List each line holding the string "screenshot".

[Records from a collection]
══════════

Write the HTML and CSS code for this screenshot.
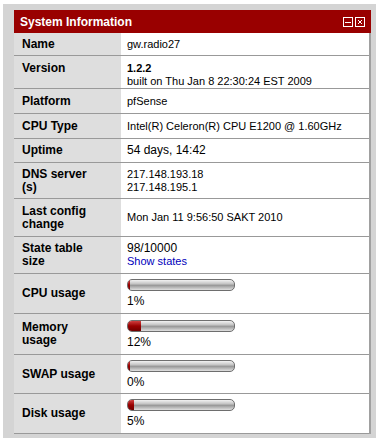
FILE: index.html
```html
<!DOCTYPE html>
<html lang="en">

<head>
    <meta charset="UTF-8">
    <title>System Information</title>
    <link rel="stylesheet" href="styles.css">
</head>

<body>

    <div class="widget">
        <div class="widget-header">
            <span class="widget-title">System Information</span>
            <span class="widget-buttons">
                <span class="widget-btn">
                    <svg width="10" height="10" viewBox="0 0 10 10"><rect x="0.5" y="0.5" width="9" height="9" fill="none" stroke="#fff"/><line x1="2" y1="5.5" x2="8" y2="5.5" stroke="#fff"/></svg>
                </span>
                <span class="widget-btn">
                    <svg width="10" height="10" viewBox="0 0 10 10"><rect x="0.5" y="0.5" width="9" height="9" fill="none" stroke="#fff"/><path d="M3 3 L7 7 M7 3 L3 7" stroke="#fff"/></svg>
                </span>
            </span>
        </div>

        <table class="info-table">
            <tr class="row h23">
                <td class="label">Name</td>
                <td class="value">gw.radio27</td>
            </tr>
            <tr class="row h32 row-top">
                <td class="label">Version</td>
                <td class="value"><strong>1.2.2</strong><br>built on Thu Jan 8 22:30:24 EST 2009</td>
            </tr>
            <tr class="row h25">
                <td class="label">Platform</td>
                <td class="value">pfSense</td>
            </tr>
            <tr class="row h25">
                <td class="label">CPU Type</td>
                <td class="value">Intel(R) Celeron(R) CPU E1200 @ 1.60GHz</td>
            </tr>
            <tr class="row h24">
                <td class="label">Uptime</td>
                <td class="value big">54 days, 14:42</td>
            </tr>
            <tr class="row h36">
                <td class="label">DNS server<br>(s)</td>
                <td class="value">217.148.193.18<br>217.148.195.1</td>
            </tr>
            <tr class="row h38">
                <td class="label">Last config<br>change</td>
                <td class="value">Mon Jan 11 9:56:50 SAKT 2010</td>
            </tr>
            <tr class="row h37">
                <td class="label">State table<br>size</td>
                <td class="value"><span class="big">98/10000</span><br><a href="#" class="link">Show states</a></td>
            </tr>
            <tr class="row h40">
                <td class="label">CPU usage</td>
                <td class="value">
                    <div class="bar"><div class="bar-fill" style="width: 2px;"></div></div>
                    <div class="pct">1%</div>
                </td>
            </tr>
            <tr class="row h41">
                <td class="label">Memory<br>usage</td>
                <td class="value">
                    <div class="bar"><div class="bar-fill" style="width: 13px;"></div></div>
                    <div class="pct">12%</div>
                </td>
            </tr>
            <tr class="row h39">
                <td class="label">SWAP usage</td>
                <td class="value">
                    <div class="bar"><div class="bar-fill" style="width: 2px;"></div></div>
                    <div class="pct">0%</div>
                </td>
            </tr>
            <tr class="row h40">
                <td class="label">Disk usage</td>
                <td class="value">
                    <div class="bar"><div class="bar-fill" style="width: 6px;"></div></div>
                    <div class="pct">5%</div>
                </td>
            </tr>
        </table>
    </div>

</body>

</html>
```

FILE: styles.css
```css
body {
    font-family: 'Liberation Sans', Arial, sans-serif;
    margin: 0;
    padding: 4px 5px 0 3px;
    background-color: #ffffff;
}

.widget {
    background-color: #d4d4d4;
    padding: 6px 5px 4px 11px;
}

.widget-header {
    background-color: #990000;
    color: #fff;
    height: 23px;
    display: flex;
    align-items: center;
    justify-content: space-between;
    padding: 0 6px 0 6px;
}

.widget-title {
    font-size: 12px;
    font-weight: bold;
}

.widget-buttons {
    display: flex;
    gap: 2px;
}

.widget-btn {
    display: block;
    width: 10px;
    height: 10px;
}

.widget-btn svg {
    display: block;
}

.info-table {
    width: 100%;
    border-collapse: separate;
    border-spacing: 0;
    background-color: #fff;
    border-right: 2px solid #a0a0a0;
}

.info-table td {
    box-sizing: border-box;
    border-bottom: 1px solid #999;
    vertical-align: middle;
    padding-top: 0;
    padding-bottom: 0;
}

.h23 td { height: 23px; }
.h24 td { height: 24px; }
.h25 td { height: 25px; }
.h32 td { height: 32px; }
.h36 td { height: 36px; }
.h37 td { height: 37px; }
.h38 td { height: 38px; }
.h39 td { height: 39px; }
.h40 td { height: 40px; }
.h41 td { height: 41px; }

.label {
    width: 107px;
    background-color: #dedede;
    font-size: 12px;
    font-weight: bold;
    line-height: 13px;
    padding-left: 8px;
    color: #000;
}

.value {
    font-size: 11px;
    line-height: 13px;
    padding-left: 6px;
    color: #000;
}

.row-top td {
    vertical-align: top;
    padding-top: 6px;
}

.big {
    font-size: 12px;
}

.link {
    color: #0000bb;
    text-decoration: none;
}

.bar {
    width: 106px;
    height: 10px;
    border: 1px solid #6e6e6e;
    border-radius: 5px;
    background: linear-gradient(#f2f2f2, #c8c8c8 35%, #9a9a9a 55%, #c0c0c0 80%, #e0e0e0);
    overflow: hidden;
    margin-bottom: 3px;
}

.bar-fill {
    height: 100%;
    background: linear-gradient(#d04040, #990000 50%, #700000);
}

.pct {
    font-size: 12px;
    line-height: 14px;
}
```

══════════

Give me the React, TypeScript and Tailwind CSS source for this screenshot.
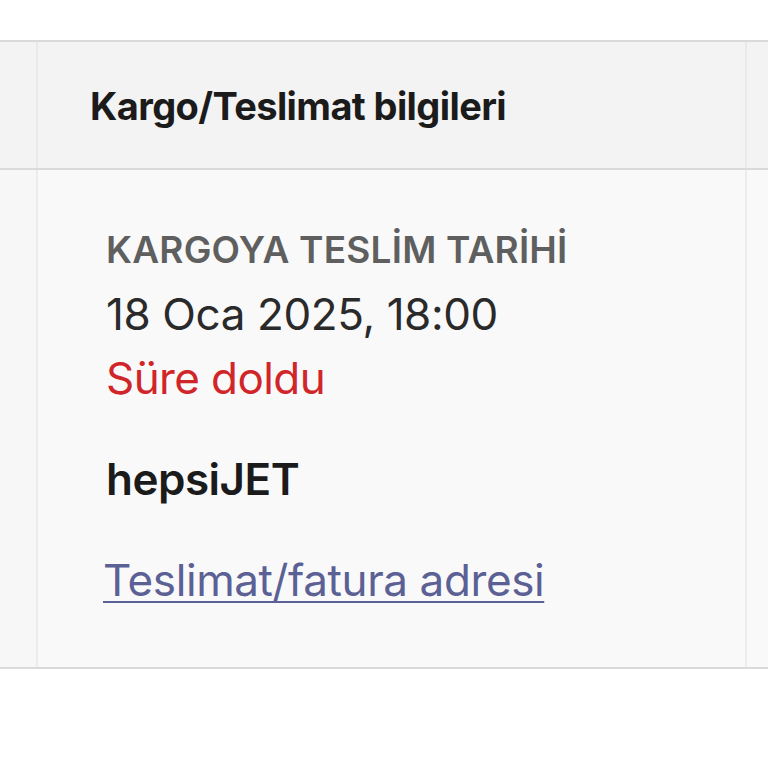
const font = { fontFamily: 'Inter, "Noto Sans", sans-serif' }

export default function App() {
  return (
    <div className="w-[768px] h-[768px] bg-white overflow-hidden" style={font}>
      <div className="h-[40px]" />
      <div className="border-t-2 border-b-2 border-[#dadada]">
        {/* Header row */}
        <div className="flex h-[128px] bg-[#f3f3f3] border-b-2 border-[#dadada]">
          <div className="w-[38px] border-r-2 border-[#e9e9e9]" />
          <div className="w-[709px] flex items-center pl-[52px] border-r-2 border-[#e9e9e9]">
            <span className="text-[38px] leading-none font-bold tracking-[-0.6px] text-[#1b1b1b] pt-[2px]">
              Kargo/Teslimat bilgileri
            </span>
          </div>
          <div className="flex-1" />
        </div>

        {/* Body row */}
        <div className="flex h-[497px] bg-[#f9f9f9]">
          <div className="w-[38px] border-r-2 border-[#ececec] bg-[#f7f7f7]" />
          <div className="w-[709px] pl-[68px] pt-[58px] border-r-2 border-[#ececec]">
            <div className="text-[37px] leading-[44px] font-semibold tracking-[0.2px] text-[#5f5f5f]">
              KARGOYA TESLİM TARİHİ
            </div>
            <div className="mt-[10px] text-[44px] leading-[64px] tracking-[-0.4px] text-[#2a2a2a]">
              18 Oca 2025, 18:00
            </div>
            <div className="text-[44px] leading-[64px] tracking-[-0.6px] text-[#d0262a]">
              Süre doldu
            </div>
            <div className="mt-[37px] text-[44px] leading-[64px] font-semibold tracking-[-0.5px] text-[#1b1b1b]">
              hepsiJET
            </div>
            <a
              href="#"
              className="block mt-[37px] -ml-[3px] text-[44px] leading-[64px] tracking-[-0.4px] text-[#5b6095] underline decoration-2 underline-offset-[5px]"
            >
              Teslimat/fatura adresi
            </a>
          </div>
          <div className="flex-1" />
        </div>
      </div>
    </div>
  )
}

══════════

▶ **Answer to the task**
Write the HTML and CSS code for this screenshot.
Give me the React, TypeScript and Tailwind CSS source for this screenshot.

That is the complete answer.